### Set problem
Reproduce, please, only the lines from the first line below to the line containing "8.69V4h-4.69L12 .69 8.69", inclusive.

### Provided material
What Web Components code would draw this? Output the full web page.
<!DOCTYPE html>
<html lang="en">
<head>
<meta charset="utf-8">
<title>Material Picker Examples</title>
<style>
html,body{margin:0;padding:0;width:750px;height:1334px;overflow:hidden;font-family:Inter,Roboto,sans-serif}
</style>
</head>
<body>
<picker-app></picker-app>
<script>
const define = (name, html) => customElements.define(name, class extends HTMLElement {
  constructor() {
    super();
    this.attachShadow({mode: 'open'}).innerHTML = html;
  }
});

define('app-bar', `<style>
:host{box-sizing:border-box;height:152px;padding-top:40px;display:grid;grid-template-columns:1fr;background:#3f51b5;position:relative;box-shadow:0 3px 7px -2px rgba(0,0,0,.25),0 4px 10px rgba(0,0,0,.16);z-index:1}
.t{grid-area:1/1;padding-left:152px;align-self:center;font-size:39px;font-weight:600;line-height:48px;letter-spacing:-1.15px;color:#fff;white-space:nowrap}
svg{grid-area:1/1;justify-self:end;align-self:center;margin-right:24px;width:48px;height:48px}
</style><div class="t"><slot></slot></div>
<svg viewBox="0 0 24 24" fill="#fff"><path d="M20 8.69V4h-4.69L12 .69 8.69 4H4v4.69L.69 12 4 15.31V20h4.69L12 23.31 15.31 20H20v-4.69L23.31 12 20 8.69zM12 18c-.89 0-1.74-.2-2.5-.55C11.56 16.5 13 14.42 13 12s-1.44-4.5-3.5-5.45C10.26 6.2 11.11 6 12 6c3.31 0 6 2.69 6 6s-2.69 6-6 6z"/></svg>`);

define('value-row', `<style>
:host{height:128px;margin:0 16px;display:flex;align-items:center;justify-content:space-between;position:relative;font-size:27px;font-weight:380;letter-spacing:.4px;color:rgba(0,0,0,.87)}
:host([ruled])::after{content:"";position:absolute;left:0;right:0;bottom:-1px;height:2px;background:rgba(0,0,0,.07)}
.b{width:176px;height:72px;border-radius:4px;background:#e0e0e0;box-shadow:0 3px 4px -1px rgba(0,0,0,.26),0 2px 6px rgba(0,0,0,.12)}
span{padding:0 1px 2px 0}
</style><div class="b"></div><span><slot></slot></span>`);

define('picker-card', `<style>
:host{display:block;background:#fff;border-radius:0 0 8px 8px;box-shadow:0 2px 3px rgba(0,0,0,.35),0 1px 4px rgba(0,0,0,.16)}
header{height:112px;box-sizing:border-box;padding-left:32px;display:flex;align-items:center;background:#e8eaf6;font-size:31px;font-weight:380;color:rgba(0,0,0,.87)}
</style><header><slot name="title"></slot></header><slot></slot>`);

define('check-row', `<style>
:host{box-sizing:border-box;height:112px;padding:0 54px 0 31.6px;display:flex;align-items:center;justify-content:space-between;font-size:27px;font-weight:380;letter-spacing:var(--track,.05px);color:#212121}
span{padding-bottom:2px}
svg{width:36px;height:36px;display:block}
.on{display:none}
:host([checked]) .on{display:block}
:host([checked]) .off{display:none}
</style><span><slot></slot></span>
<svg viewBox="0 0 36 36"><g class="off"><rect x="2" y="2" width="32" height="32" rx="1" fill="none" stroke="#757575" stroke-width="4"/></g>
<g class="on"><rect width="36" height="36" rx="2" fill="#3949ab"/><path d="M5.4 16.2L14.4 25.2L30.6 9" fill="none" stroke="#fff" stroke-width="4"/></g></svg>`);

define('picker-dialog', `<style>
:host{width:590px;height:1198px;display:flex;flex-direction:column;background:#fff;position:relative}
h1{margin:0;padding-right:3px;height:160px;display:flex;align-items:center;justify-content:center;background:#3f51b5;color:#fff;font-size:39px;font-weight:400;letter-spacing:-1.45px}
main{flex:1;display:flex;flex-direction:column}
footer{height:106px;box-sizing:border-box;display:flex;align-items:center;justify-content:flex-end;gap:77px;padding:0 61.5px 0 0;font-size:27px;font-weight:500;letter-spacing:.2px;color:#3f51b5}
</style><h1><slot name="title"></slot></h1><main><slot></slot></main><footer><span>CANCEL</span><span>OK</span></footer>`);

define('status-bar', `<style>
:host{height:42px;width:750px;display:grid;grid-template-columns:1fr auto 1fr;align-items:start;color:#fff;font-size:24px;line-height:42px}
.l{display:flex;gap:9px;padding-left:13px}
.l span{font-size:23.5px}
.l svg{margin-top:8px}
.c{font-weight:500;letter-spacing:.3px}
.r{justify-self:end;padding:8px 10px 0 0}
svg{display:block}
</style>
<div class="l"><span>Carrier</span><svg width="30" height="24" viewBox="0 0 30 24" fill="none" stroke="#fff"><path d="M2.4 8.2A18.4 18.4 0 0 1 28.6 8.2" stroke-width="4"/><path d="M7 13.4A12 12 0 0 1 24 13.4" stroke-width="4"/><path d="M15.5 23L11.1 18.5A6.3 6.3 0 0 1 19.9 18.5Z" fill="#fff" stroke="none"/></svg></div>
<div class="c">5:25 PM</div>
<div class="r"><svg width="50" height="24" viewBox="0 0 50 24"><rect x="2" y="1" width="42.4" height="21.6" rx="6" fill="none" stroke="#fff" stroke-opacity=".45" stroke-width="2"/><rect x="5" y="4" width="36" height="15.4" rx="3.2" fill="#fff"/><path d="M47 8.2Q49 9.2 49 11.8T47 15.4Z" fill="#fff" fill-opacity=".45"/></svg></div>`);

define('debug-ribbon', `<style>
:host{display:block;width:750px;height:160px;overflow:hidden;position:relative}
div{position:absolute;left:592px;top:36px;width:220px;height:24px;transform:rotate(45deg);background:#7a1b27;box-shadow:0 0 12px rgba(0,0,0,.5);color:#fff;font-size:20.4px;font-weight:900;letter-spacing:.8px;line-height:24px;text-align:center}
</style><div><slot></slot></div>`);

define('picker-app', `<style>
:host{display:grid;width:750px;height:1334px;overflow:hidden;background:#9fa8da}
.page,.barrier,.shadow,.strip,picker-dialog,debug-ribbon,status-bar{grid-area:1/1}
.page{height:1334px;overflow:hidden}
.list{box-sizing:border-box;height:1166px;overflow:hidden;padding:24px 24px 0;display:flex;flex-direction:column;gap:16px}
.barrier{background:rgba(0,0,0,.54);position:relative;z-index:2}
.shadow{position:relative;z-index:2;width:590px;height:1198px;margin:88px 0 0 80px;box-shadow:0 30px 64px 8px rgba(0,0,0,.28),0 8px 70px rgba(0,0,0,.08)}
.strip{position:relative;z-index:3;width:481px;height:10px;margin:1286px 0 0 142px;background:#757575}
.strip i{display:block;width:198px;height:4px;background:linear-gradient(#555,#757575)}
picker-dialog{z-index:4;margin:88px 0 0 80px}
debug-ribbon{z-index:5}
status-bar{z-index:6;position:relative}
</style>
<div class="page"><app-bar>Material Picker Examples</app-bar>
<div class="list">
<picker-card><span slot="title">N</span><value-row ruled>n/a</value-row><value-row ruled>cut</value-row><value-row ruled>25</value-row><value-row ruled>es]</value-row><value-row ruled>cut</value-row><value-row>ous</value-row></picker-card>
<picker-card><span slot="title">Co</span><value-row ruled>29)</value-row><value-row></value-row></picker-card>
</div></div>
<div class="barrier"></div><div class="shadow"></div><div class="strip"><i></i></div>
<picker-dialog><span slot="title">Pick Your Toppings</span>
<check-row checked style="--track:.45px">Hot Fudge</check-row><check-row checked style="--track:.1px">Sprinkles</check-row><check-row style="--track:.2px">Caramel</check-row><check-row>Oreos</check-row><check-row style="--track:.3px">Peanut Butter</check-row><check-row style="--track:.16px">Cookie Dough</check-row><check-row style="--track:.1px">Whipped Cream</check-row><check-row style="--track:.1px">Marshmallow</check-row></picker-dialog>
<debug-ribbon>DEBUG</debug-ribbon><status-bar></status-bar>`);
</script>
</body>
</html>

### Solution
What Web Components code would draw this? Output the full web page.
<!DOCTYPE html>
<html lang="en">
<head>
<meta charset="utf-8">
<title>Material Picker Examples</title>
<style>
html,body{margin:0;padding:0;width:750px;height:1334px;overflow:hidden;font-family:Inter,Roboto,sans-serif}
</style>
</head>
<body>
<picker-app></picker-app>
<script>
const define = (name, html) => customElements.define(name, class extends HTMLElement {
  constructor() {
    super();
    this.attachShadow({mode: 'open'}).innerHTML = html;
  }
});

define('app-bar', `<style>
:host{box-sizing:border-box;height:152px;padding-top:40px;display:grid;grid-template-columns:1fr;background:#3f51b5;position:relative;box-shadow:0 3px 7px -2px rgba(0,0,0,.25),0 4px 10px rgba(0,0,0,.16);z-index:1}
.t{grid-area:1/1;padding-left:152px;align-self:center;font-size:39px;font-weight:600;line-height:48px;letter-spacing:-1.15px;color:#fff;white-space:nowrap}
svg{grid-area:1/1;justify-self:end;align-self:center;margin-right:24px;width:48px;height:48px}
</style><div class="t"><slot></slot></div>
<svg viewBox="0 0 24 24" fill="#fff"><path d="M20 8.69V4h-4.69L12 .69 8.69 4H4v4.69L.69 12 4 15.31V20h4.69L12 23.31 15.31 20H20v-4.69L23.31 12 20 8.69zM12 18c-.89 0-1.74-.2-2.5-.55C11.56 16.5 13 14.42 13 12s-1.44-4.5-3.5-5.45C10.26 6.2 11.11 6 12 6c3.31 0 6 2.69 6 6s-2.69 6-6 6z"/></svg>`);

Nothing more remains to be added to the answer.